→ **Task goal**: Only the lines from the line containing "Write a component" to the line containing "const pageSizes = [4, 5, 10, 12];", with both of those lines, are to be repeated exactly. Leave the images out.

Web page code records
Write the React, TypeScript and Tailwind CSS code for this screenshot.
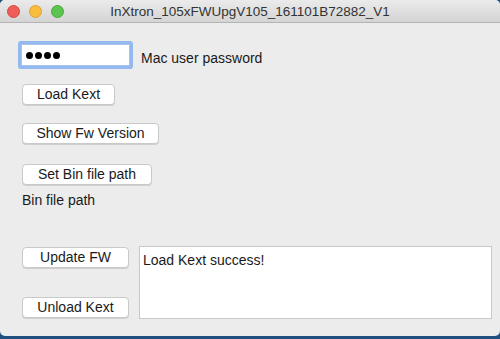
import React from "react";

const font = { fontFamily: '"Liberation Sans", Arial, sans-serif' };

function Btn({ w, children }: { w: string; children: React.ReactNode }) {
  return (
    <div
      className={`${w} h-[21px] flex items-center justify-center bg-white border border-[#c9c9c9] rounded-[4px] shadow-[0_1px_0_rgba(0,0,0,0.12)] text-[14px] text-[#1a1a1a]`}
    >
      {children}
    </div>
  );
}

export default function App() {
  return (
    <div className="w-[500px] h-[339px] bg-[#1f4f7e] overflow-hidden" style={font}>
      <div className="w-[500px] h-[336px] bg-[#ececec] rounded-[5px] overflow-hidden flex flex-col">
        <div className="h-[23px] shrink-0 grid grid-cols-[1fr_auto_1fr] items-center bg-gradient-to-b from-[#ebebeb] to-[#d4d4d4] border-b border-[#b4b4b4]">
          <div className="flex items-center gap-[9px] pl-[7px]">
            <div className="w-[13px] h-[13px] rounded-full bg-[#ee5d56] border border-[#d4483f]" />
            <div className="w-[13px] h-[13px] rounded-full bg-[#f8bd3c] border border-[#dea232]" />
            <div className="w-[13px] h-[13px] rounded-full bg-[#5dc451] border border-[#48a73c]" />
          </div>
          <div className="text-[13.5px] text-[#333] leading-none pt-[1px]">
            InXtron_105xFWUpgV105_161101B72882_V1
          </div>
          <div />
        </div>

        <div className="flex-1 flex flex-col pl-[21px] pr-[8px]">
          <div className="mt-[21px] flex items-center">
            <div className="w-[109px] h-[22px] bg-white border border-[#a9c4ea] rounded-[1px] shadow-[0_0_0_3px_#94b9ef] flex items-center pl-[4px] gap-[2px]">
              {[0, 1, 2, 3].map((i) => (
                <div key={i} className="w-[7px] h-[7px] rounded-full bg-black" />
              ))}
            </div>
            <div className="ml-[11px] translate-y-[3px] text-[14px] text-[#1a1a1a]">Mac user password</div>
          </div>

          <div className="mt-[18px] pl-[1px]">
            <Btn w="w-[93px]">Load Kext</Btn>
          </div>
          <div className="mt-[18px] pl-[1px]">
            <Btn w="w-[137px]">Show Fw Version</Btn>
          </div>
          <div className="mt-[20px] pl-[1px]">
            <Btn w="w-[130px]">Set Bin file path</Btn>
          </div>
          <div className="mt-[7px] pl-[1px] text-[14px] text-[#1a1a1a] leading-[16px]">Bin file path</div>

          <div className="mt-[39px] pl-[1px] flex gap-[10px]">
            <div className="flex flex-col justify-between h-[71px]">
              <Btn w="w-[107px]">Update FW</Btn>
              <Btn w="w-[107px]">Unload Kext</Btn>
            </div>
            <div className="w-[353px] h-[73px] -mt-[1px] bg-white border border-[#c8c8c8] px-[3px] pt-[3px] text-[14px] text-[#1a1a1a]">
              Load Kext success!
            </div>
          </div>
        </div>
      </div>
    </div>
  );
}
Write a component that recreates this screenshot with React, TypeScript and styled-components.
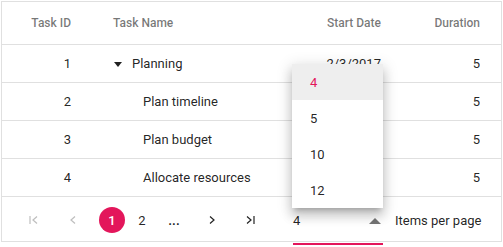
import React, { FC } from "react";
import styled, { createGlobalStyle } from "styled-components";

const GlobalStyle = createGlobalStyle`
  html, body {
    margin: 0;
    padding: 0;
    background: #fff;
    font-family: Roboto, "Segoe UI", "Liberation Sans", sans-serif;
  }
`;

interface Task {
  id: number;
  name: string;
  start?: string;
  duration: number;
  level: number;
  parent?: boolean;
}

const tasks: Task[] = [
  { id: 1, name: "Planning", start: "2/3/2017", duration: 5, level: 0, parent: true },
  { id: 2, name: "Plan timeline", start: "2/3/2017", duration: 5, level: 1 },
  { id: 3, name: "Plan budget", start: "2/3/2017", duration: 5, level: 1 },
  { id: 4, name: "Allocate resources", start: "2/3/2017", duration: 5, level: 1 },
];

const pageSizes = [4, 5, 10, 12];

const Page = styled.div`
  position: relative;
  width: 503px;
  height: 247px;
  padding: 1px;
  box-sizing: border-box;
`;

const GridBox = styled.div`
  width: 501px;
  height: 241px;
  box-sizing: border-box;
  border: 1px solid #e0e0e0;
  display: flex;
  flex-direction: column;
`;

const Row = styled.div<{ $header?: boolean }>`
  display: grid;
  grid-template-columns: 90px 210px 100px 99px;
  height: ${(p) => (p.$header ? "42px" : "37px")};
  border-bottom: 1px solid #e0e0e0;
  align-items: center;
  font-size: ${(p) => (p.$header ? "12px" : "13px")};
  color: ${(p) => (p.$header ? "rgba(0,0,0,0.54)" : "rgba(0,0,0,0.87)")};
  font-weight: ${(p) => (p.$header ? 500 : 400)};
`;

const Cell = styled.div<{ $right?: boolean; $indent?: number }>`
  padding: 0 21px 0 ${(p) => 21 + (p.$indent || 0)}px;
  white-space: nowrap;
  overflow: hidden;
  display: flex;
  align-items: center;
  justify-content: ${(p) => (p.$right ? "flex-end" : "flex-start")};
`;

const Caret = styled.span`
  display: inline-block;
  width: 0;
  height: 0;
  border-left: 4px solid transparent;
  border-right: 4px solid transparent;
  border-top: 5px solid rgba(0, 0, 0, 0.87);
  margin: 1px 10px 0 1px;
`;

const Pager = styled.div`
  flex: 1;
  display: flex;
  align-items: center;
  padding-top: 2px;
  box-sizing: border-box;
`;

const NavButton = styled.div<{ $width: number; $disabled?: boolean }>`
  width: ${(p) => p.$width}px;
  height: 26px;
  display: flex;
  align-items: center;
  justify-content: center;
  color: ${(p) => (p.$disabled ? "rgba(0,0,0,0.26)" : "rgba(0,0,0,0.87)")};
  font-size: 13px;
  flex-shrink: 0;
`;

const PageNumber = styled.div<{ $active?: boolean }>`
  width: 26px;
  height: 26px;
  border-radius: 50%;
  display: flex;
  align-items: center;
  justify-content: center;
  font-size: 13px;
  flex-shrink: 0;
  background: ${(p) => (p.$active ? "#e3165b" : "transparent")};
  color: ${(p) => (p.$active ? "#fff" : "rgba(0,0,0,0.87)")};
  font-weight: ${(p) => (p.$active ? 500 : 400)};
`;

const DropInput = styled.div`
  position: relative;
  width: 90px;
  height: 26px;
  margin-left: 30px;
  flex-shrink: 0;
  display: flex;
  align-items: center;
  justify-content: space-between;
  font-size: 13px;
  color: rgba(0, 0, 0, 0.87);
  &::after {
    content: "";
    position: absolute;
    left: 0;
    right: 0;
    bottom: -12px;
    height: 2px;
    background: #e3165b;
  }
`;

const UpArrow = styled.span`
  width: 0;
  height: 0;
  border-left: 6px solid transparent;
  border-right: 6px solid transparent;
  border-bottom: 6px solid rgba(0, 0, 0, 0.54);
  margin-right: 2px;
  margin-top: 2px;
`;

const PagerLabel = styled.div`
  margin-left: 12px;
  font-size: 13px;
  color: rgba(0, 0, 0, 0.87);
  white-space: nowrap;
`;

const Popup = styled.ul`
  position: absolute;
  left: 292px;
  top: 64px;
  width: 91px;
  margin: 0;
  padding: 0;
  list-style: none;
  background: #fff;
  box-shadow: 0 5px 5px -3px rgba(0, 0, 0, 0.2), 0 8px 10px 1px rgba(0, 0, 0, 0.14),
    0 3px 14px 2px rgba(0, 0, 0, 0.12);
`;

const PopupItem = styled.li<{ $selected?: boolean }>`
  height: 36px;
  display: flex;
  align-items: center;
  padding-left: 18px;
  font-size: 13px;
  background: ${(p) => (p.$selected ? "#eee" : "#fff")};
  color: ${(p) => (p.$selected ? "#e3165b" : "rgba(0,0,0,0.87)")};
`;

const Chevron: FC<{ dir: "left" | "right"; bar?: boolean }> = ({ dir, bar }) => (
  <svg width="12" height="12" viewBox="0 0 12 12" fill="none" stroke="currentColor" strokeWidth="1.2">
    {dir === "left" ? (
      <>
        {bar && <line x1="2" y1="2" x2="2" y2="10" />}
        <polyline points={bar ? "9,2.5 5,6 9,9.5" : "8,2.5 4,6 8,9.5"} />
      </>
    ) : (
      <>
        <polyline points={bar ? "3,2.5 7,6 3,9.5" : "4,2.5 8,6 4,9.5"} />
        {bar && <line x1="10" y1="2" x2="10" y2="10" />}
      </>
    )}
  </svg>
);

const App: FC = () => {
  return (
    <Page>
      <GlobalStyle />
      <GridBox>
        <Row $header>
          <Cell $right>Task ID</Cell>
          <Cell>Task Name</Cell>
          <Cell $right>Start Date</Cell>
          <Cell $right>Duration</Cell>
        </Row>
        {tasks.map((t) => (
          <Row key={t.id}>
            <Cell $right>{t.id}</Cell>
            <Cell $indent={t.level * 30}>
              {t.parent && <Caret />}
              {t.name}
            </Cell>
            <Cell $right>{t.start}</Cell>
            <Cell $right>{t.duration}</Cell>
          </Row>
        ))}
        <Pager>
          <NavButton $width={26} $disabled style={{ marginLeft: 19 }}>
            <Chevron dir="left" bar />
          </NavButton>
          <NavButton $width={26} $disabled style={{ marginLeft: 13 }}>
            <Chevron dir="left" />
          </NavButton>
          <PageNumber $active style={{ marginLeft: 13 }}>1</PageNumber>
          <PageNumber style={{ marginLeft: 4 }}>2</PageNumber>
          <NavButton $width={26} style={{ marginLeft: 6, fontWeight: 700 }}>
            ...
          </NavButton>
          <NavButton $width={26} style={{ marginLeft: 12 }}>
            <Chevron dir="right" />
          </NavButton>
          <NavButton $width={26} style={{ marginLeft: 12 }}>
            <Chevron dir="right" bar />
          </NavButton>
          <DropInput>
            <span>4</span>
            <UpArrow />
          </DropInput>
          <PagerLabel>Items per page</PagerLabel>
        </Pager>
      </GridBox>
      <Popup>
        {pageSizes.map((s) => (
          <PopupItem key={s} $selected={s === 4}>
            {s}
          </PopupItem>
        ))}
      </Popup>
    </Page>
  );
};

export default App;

→ **Correct answer**:
Write a component that recreates this screenshot with React, TypeScript and styled-components.
import React, { FC } from "react";
import styled, { createGlobalStyle } from "styled-components";

const GlobalStyle = createGlobalStyle`
  html, body {
    margin: 0;
    padding: 0;
    background: #fff;
    font-family: Roboto, "Segoe UI", "Liberation Sans", sans-serif;
  }
`;

interface Task {
  id: number;
  name: string;
  start?: string;
  duration: number;
  level: number;
  parent?: boolean;
}

const tasks: Task[] = [
  { id: 1, name: "Planning", start: "2/3/2017", duration: 5, level: 0, parent: true },
  { id: 2, name: "Plan timeline", start: "2/3/2017", duration: 5, level: 1 },
  { id: 3, name: "Plan budget", start: "2/3/2017", duration: 5, level: 1 },
  { id: 4, name: "Allocate resources", start: "2/3/2017", duration: 5, level: 1 },
];

const pageSizes = [4, 5, 10, 12];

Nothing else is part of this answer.